Conclusion.  In the absence of governing precedent, CRAB wrote on a blank slate, bringing its specialized knowledge of retirement law to bear in its interpretation of G. L. c. 32, § 7(2).  Even if we would have made another selection in deciding the issue in the first instance, we find CRAB’s construction of the statutory scheme reasonable and not inconsistent with the statutory text or the case law.

It is fair to say that Ouellette’s particular circumstances may not have been the type of situation envisioned by the Legislature in fashioning an exemption from the cap.  The statutory language does not provide any exceptions to the continuous service requirement.  We are not at liberty “to add words to a statute that the Legislature did not put there.”  Retirement Bd. of Somerville v. Buonomo, 467 Mass. 662, 672 (2014).  To ignore CRAB’s reasonable interpretation in order to bring Ouellette within the coverage of the exemption would create bad law.  See Leblanc v. Friedman, 438 Mass. 592, 602-603 (2003) (Cowin, J. dissenting).

The judgment of the Superior Court affirming the decision of CRAB is affirmed.

So ordered.

     [1] Public Employee Retirement Administration Commission and Haverhill retirement board.


     [2] In 2000, Ouellette was first assigned to the unit responsible for investigating sex crimes.  In October, 2002, Ouellette transferred to the information technology (IT) department, performing IT duties until her retirement.  Ouellette claimed in her application for accident disability retirement that in November, 2003, she sustained personal injuries upon learning that one of the sexual assault victims had committed suicide and that a pedophile priest would need to be retried.


     [3] There are two kinds of membership in the State employees’ retirement system.  As herein relevant, a “member in service” is “[a]ny member who is regularly employed in the performance of his duties . . . .”  G. L. c. 32, § 3(1)(a)(i), as amended through St. 1971, c. 94.  The member in service retains that status “until his death or until his prior separation from the service becomes effective by reason of his retirement . . . .”  Ibid.  The definition of a “member inactive” includes “[a]ny member in service who has been retired and who is receiving a retirement allowance, any member in service whose employment has been terminated and who may be entitled to any present or potential retirement allowance . . .,” or any member in service who is on an authorized leave of absence without pay other than as provided in clause (i) . . .” [for not more than one year].  G. L. c. 32, § 3(1)(a)(ii), as appearing in St. 1978, c. 523, § 1.


     [4] By PERAC’s calculations, the sum of Ouellette’s annuity and pension allowances after application of the cap was $ 41,200.92.  Absent the cap, Ouellette would have received a total yearly accidental disability allowance of $ 45,467.88.

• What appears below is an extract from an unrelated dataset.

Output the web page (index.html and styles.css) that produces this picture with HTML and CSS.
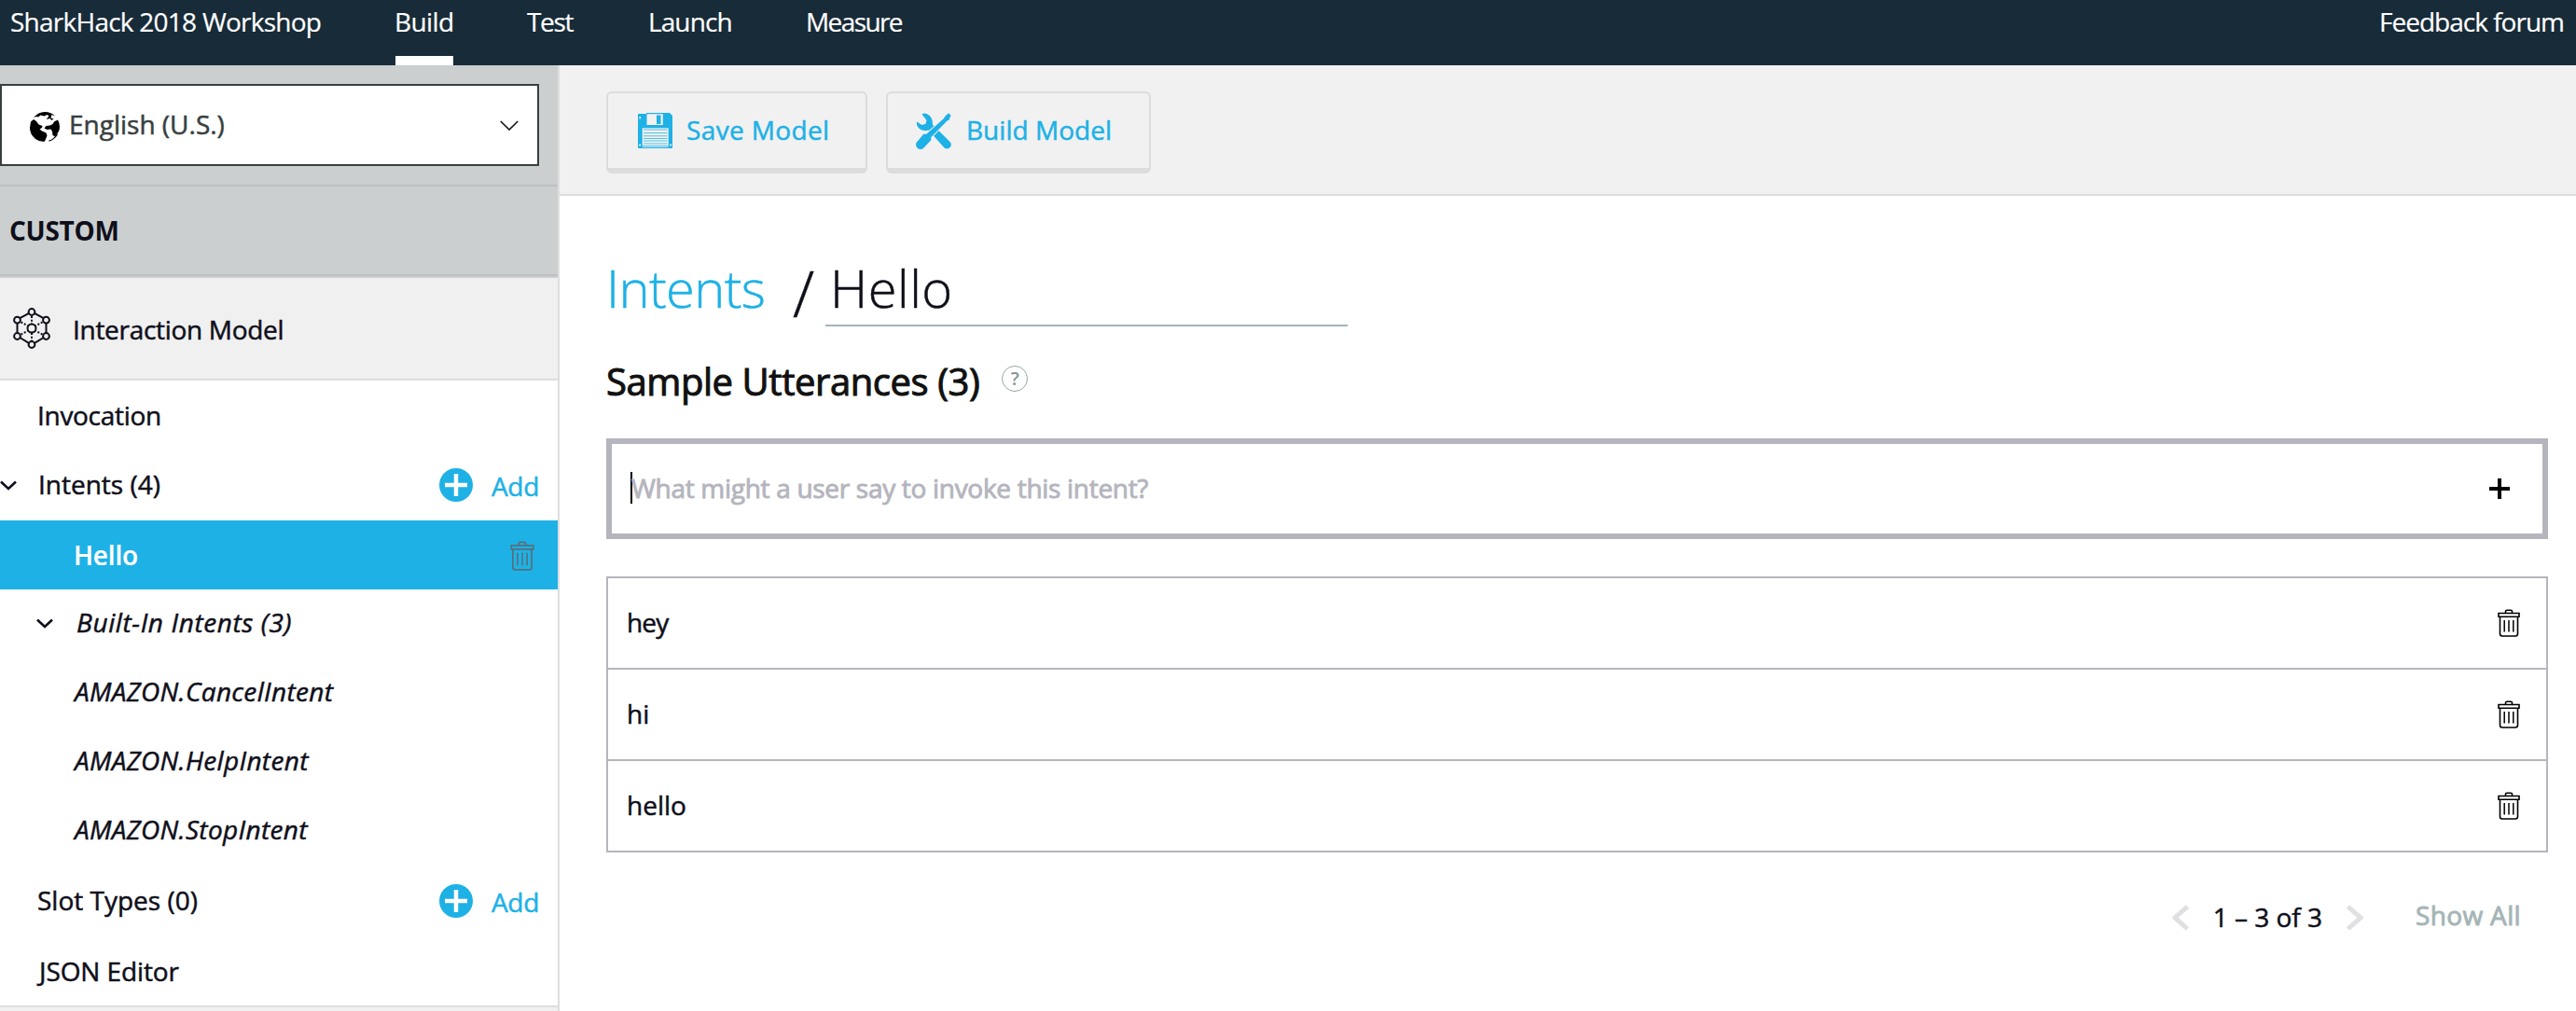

     [5] Two witnesses testified at the DALA hearing:  Ouellette and John Boorack, a senior actuarial analyst.  No transcript of their testimony has been provided.


     [6] Accidental disability retirement provides more generous benefits than regular superannuation and ordinary disability retirement and has a stricter standard of eligibility.  See Murphy v. Contributory Retirement Appeal Bd., 463 Mass. 333, 347 (2012).


     [7] The plaintiff’s position is that the Legislature intended, when it enacted the new cap on disability retirement benefits, to exempt from the cap persons who were already employees at the time the amendment was enacted, provided they continued in public service with no break until the date of injury — that is, the new limitation on benefits was to apply to new employees (an employee “not a member in service on or before [January 1, 1988,]“) and to persons who, even if employed on or before January 1, 1988, left or had a break in public service after that date and then returned and were subsequently injured (employee “who has not been continuously a member in service since that date”) (the latter were given a lesser protection of a limitation on the cap).  In this view, CRAB’s interpretation that the phrase employee “who has not been continuously a member in service since that date” includes not only an employee with a break in service before injury but also an employee who has served continuously since on or before January 1, 1988, up until the date of injury and applies and receives superannuation retirement before applying for disability retirement, adds a category not contemplated by the Legislature.  Further, the plaintiff argues that, in reducing the retirement benefit to the latter, CRAB makes an irrational distinction between two categories of employees, both of whom were employed on or before January 1, 1988, and both of whom served continuously until they were injured (where the only relevant distinction should be the delay in application, which is already taken into account in § 7[2] by a later effective date of disability retirement).  Thus, the plaintiff contends, CRAB’s interpretation is not an equally reasonable one and the rule deferring to the agency’s choice of an equally rational interpretation does not apply.


     [8] As CRAB pointed out, the effective date of the retirement factors into the calculation of “the annual rate of regular compensation,” which in turn is used to determine the pension component of the allowance as well as limit on the total annual amount of the allowance.  See G. L. c. 32, §§ 7(2)(a)(ii) & 7(2)(c).


     [9] Two cost-saving mechanisms are provided by the cap.  First, all employees attaining member in service status after January 1, 1988, are subject to the seventy-five percent cap.  Second, individuals who attained member in service status on or before that date are also subject to the cap if they are unable to meet the continuous service requirement of the exemption.


     [10] Section 3(1)(c) of G. L. c. 32 states:  “No description of a person having any rights or privileges under the provisions of sections one to twenty-eight inclusive, such as member in service, member inactive, beneficiary or otherwise, shall serve to deprive him of any such rights or privileges.  A member shall retain his membership in the system so long as he is living and entitled to any present or potential benefit therein.”


     [11] For example, the Gannon and McCormick decisions, upon which the latter two cases were built, were based in part upon the employees’ statutory rights under G. L. c. 32, § 14(1) (providing that while living, employees who become entitled to payments under G. L. c. 152 retain all the rights of members in service until their effective retirement dates).  As Ouellette was not receiving payments under G. L. c. 152, this provision did not apply to her.